Anyway. Besides settling into holidayish time, I can feel myself going into hibernation mode. Not my fault, since Salem has decided that night will fall around 4:30 pm. Or maybe 4:10 today, as I look out the window… Winter weather makes me want to curl up and eat. All this cold weather and dark starts turning me into a bear. Wait. Do bears do yoga and pilates? Okay. Maybe not a bear. A troll? Yeah. Probably. Do trolls hibernate? Maybe they style their really cool hair during the winter months?
This is getting ridiculous. Apparently my brain has gone on holiday without notifying me. I’d be the last to know, I’m sure. I think all that theories studying has gone to my head… but at least the midterm is done and the paper is nearly there (assisted by copious amounts of the bread that this post features). Besides turning into a bear/troll in the winter, I start wanting things like soup. And baked goods. Ha. As if. In what season do I NOT want baked goods?! NONE. How silly life would be without tasty baked treats. Booooring. Besides, the gremlins would get antsy!
Let’s get on with the purpose of this post. Sorry for the long hiatus between posts… The eating last week wasn’t cooperating on photogenic levels.
This soup is immensely satisfying on a hibernating troll level. Or on anyone’s level, really… It’s creamy and thick–rich without being terrifyingly bad for you. It also pairs well with cornbread (what doesn’t?!). I’m sure it would also be deeeelicious with a baguette, were you to have one lurking around. The soup is fairly basic, and uses things typically found in your (ok, my) pantry. It has a pretty short ingredient list, which is a plus when you desperately want soup!
I also decided it was time for the world to see my “It’s Willamette, Damn it!” bowl… You see, people have penchant for mispronouncing the name of my school. In fact, it’s the most mispronounced in the contiguous United States. And it rhymes with damn it. So see? It’s an easy way to remember, for those of you who like to say “Will-uh-met”. NO. It’s Willamette, damn it!
Coconut Sweet Potato Soup (Bisque?)
Adapted from here! Serves… 3 girls. With leftovers.
Peruse your pantry, and acquire:
2 monster sweet potatoes, peeled and sliced
4 cups of water, plus 1.5 tbsp
1 can of unsweetened light coconut milk
1 tbsp brown sugar
a hefty sprinkle of cinnamon, nutmeg, and ginger
1.5 tbsp cornstarch
salt and pepper, to taste
red pepper flakes, also to taste (spicy soup=cleared sinuses, hoorayy!)

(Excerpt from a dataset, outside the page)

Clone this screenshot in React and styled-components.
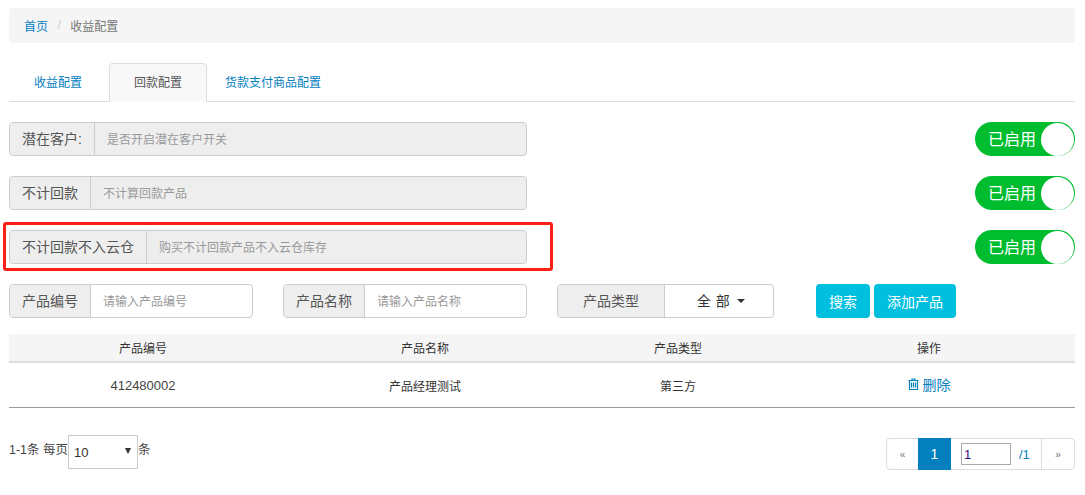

Bring the water in a soooop pot to a boil. Add your sliced sweet potatoes, and reduce to a simmer. Simmer for about 20 minutes, making sure the water doesn’t boil away. Mash the sweet potatoes in the pot (with that potato masher that you insisted that you didn’t need, but have subsequently used about 3 times. Thank you, mutti! And your mutti-skills, that decree that you are ALWAYS right), and add the can of coconut milk, brown sugar, and cinnamon/nutmeg/ginger. Simmer for about another 15 minutes, until it begins to thicken. In a small bowl, add cornstarch and remaining water, and stir into a thick paste. Add the cornstarch and red pepper flakes to the soup, and cook for another five-ish minutes. (I may have added a bit more cornstarch to get it to thicken faster… the soup was still delicious, and I was HUNGRY). Use a blender (or an immersion blender, if you’re one of THOSE lucky ducks), and puree the soup in batches. Return the soup to the pot, and season to taste with salt, pepper, or more spice or red pepper if desired. I’m sure it would be lovely with shredded coconut on top, but I wasn’t on the ball enough for that…
Eat with this!!
Given to me by an awesome lady who I used to work with (and who is now fully enjoying retirement!), this is a very tasty yogurt-based cornbread. I adapted it a bit from the original recipe, mostly to include whole wheat flour (as we know… I don’t have all-purpose!). I made a half batch of this for Abby, Kira, and I, but I’ll include the full recipe here.
8 oz lowfat plain yogurt (1 cup)
1/4 c olive or canola oil
1 c whole wheat pastry flour
1 c cornmeal
scant 1/4 c brown sugar
1/2 tsp baking soda
1/2 tsp salt
Preheat the oven to 400. Lightly grease an 8″ or 9″ pan.
Whisk together yogurt, egg, and oil. Combine dry ingredients, add wet to dry, and mix well. Pour into prepared pan, and bake for about 20 minutes.
If you halve the recipe, the batter fits into a 6.5″ pan, and is done a bit past 15 minutes. I occasionally have trouble with the center of cornbread being done all the way through in the small pans—check it to be sure.